Después de esto, se fue Jesús a la
otra ribera del mar de Galilea, el de Tiberíades, y mucha gente le
seguía porque veían las señales que realizaba en los enfermos. Subió
Jesús al monte y se sentó allí en compañía de sus discípulos. Estaba
próxima la Pascua, la fiesta de los judíos. Al levantar Jesús los ojos y
ver que venía hacia él mucha gente, dice a Felipe: «¿Donde vamos a
comprar panes para que coman éstos?» Se lo decía para probarle, porque
él sabía lo que iba a hacer. Felipe le contestó: «Doscientos denarios de
pan no bastan para que cada uno tome un poco». Le dice uno de sus
discípulos, Andrés, el hermano de Simón Pedro: «Aquí hay un muchacho que
tiene cinco panes de
cebada y dos peces; pero ¿qué es eso para tantos?» Dijo Jesús: «Haced
que se recueste la gente». Había en el lugar mucha hierba. Se
recostaron, pues, los hombres en número de unos cinco mil. Tomó
entonces Jesús los panes y, después de dar gracias, los repartió entre
los que estaban recostados y lo mismo los peces, todo lo que quisieron.

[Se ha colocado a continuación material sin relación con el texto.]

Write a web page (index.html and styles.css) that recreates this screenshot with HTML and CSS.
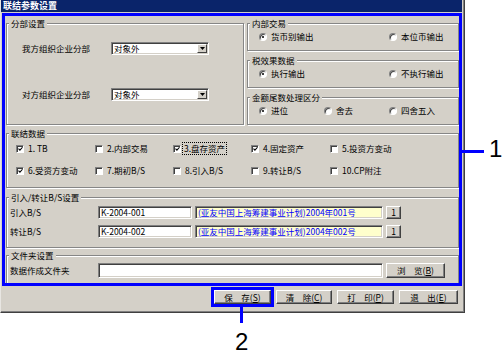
FILE: index.html
```html
<!DOCTYPE html>
<html lang="zh-CN">
<head>
<meta charset="utf-8">
<title>联结参数设置</title>
<link rel="stylesheet" href="styles.css">
</head>
<body>
<div class="stage">
  <div class="window">
    <div class="titlebar">联结参数设置</div>
    <div class="panel">
      <div class="row1">
        <div class="group g-branch">
          <div class="legend">分部设置</div>
          <div class="branch-grid">
            <span class="lbl">我方组织企业分部</span>
            <div class="select"><span class="sel-text">对象外</span><span class="ddbtn"><svg width="5" height="3" viewBox="0 0 5 3"><polygon points="0,0 5,0 2.5,3" fill="#000"/></svg></span></div>
            <span class="lbl">对方组织企业分部</span>
            <div class="select"><span class="sel-text">对象外</span><span class="ddbtn"><svg width="5" height="3" viewBox="0 0 5 3"><polygon points="0,0 5,0 2.5,3" fill="#000"/></svg></span></div>
          </div>
        </div>
        <div class="rcol">
          <div class="group g-opt">
            <div class="legend">内部交易</div>
            <div class="radios">
              <span class="opt"><span class="radio on"></span>货币别输出</span>
              <span class="opt c3"><span class="radio"></span>本位币输出</span>
            </div>
          </div>
          <div class="group g-opt">
            <div class="legend">税效果数据</div>
            <div class="radios">
              <span class="opt"><span class="radio on"></span>执行输出</span>
              <span class="opt c3"><span class="radio"></span>不执行输出</span>
            </div>
          </div>
          <div class="group g-opt">
            <div class="legend">金额尾数处理区分</div>
            <div class="radios">
              <span class="opt"><span class="radio on"></span>进位</span>
              <span class="opt"><span class="radio"></span>舍去</span>
              <span class="opt"><span class="radio"></span>四舍五入</span>
            </div>
          </div>
        </div>
      </div>

      <div class="group g-data">
        <div class="legend">联结数据</div>
        <div class="checks">
          <span class="chk"><span class="box"><svg width="6" height="6" viewBox="0 0 6 6"><path d="M0.6 2.6 L2.3 4.4 L5.4 0.9" stroke="#000" stroke-width="1.3" fill="none"/></svg></span>1. TB</span>
          <span class="chk"><span class="box"></span>2.内部交易</span>
          <span class="chk"><span class="box"><svg width="6" height="6" viewBox="0 0 6 6"><path d="M0.6 2.6 L2.3 4.4 L5.4 0.9" stroke="#000" stroke-width="1.3" fill="none"/></svg></span><span class="focus">3.盘存资产</span></span>
          <span class="chk"><span class="box"><svg width="6" height="6" viewBox="0 0 6 6"><path d="M0.6 2.6 L2.3 4.4 L5.4 0.9" stroke="#000" stroke-width="1.3" fill="none"/></svg></span>4.固定资产</span>
          <span class="chk"><span class="box"></span>5.投资方变动</span>
          <span class="chk"><span class="box"><svg width="6" height="6" viewBox="0 0 6 6"><path d="M0.6 2.6 L2.3 4.4 L5.4 0.9" stroke="#000" stroke-width="1.3" fill="none"/></svg></span>6.受资方变动</span>
          <span class="chk"><span class="box"></span>7.期初B/S</span>
          <span class="chk"><span class="box"></span>8.引入B/S</span>
          <span class="chk"><span class="box"></span>9.转让B/S</span>
          <span class="chk"><span class="box"></span>10.CP附注</span>
        </div>
      </div>

      <div class="group g-bs">
        <div class="legend">引入/转让B/S设置</div>
        <div class="bs-grid">
          <span class="lbl">引入B/S</span>
          <div class="field">K-2004-001</div>
          <div class="field yellow">(亚友中国上海筹建事业计划)2004年001号</div>
          <div class="btn mini">1</div>
          <span class="lbl">转让B/S</span>
          <div class="field">K-2004-002</div>
          <div class="field yellow">(亚友中国上海筹建事业计划)2004年002号</div>
          <div class="btn mini">1</div>
        </div>
      </div>

      <div class="group g-folder">
        <div class="legend">文件夹设置</div>
        <div class="folder-grid">
          <span class="lbl">数据作成文件夹</span>
          <div class="field tall"></div>
          <div class="btn browse">浏　览(<u>B</u>)</div>
        </div>
      </div>
    </div>

    <div class="buttons">
      <div class="btn act w57 save">保　存(<u>S</u>)</div>
      <div class="btn act w56">清　除(<u>C</u>)</div>
      <div class="btn act w57">打　印(<u>P</u>)</div>
      <div class="btn act w59">退　出(<u>E</u>)</div>
    </div>
  </div>

  <div class="callout-line c1-line"></div>
  <div class="callout-num c1-num">1</div>
  <div class="callout-line c2-line"></div>
  <div class="callout-num c2-num">2</div>
</div>
</body>
</html>
```

FILE: styles.css
```css
* { box-sizing: border-box; }

body {
  margin: 0;
  background: #fff;
  font-family: "Noto Sans CJK SC", sans-serif;
  font-size: 8.5px;
  line-height: 11px;
  color: #000;
}

.stage {
  position: relative;
  width: 503px;
  height: 359px;
}

.window {
  width: 465px;
  height: 313px;
  background: #d4d0c8;
  border-left: 1px solid #e8e6e2;
  border-right: 1px solid #404040;
  border-bottom: 1px solid #404040;
  box-shadow: inset -1px -1px 0 #808080;
}

.titlebar {
  width: 461px;
  height: 12px;
  margin-bottom: 1px;
  padding-left: 2px;
  background: #0a246a;
  color: #fff;
  font-weight: bold;
  font-size: 9px;
  line-height: 12px;
}

.panel {
  margin-left: 1px;
  width: 460px;
  height: 273px;
  border: 3px solid #0000ff;
  padding: 7px 0 0 1px;
  overflow: hidden;
  display: flex;
  flex-direction: column;
}

.row1 {
  display: flex;
  gap: 3px;
  height: 102px;
  flex: none;
}

.group {
  border: 1px solid #868686;
  box-shadow: inset 1px 1px 0 #fff, 1px 1px 0 #fff;
  flex: none;
}

.legend {
  width: fit-content;
  height: 11px;
  margin: -6px 0 0 2px;
  padding: 0 2px;
  background: #d4d0c8;
  white-space: nowrap;
}

.g-branch { width: 238px; height: 102px; }

.branch-grid {
  display: grid;
  grid-template-columns: 89px 98px;
  row-gap: 33px;
  align-items: center;
  margin-top: 13px;
  padding-left: 15px;
}

.select {
  height: 13px;
  background: #fff;
  border: 1px solid;
  border-color: #808080 #fff #fff #808080;
  box-shadow: inset 1px 1px 0 #404040, inset -1px -1px 0 #d4d0c8;
  display: flex;
  align-items: center;
  justify-content: space-between;
  padding: 1px;
}

.sel-text { padding-left: 1px; line-height: 11px; }

.ddbtn {
  width: 10px;
  height: 9px;
  background: #d4d0c8;
  border: 1px solid;
  border-color: #fff #404040 #404040 #fff;
  display: flex;
  align-items: center;
  justify-content: center;
}
.ddbtn svg { display: block; }

.rcol {
  width: 212px;
  display: flex;
  flex-direction: column;
  gap: 9px;
}

.g-opt { height: 28px; }

.radios {
  display: grid;
  grid-template-columns: 65px 65px 1fr;
  margin-top: 2px;
  padding-left: 11px;
}

.opt {
  display: flex;
  align-items: center;
  height: 11px;
  white-space: nowrap;
}
.opt.c3 { grid-column: 3; }

.radio {
  position: relative;
  width: 8px;
  height: 8px;
  margin-right: 4px;
  border-radius: 50%;
  background: #fff;
  border: 1px solid;
  border-color: #808080 #fff #fff #808080;
  box-shadow: inset 1px 1px 0 #404040;
  flex: none;
}
.radio.on::after {
  content: "";
  position: absolute;
  left: 2px;
  top: 2px;
  width: 2px;
  height: 2px;
  border-radius: 50%;
  background: #000;
}

.g-data {
  margin-top: 8px;
  height: 55px;
}

.checks {
  display: grid;
  grid-template-columns: 79px 78px 78px 79px 1fr;
  row-gap: 11px;
  margin-top: 4px;
  padding-left: 9px;
}

.chk {
  display: flex;
  align-items: center;
  height: 11px;
  white-space: nowrap;
}

.box {
  width: 8px;
  height: 8px;
  margin-right: 4px;
  background: #fff;
  border: 1px solid;
  border-color: #808080 #fff #fff #808080;
  box-shadow: inset 1px 1px 0 #404040;
  display: flex;
  align-items: center;
  justify-content: center;
  flex: none;
}
.box svg { display: block; margin: 1px 0 0 1px; }

.focus {
  outline: 1px dotted #000;
  outline-offset: 0;
  padding: 0 1px;
  margin-left: -2px;
}

.g-bs {
  margin-top: 9px;
  height: 51px;
}

.bs-grid {
  display: grid;
  grid-template-columns: 85px 94px 188px 15px;
  column-gap: 3px;
  row-gap: 6px;
  align-items: center;
  margin-top: 3px;
  padding-left: 3px;
}

.field {
  height: 13px;
  background: #fff;
  border: 1px solid;
  border-color: #808080 #fff #fff #808080;
  box-shadow: inset 1px 1px 0 #404040, inset -1px -1px 0 #d4d0c8;
  padding: 0 0 0 2px;
  line-height: 11px;
  white-space: nowrap;
  overflow: hidden;
}
.field.yellow {
  background: #ffffcc;
  color: #0000ff;
}
.field.tall { height: 15px; }

.btn {
  background: #d4d0c8;
  border: 1px solid;
  border-color: #fff #404040 #404040 #fff;
  box-shadow: inset -1px -1px 0 #808080;
  text-align: center;
  white-space: nowrap;
}
.btn u { text-decoration: underline; }

.mini {
  height: 13px;
  line-height: 11px;
}

.g-folder {
  margin-top: 7px;
  height: 31px;
}

.folder-grid {
  display: grid;
  grid-template-columns: 85px 285px 59px;
  column-gap: 3px;
  align-items: center;
  margin-top: 2px;
  padding-left: 3px;
}

.browse {
  height: 15px;
  line-height: 13px;
}

.buttons {
  display: flex;
  justify-content: flex-end;
  gap: 5px;
  margin-top: 4px;
  padding-right: 6px;
}

.act {
  height: 14px;
  line-height: 12px;
}
.w56 { width: 56px; }
.w57 { width: 57px; }
.w59 { width: 59px; }

.save {
  outline: 3px solid #0000ff;
  outline-offset: 0;
}

/* annotation overlays */
.callout-line {
  position: absolute;
  background: #0000ff;
}
.c1-line { left: 461px; top: 150px; width: 23px; height: 3px; }
.c2-line { left: 240px; top: 307px; width: 3px; height: 16px; }

.callout-num {
  position: absolute;
  font-family: "Liberation Sans", Arial, sans-serif;
  font-size: 24px;
  line-height: 24px;
  color: #000;
}
.c1-num { left: 489px; top: 137px; }
.c2-num { left: 235px; top: 330px; }
```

Cuando se saciaron, dice a sus discípulos: «Recoged los trozos
sobrantes para que nada se pierda». Los recogieron, pues, y llenaron
doce canastos con los trozos de los cinco panes de cebada que sobraron a
los que habían comido. Al ver la gente la señal que había realizado,
decía: «Este es verdaderamente el profeta que iba a venir al mundo».
Dándose cuenta Jesús de que intentaban venir a tomarle por la fuerza
para hacerle rey, huyó de nuevo al monte él solo.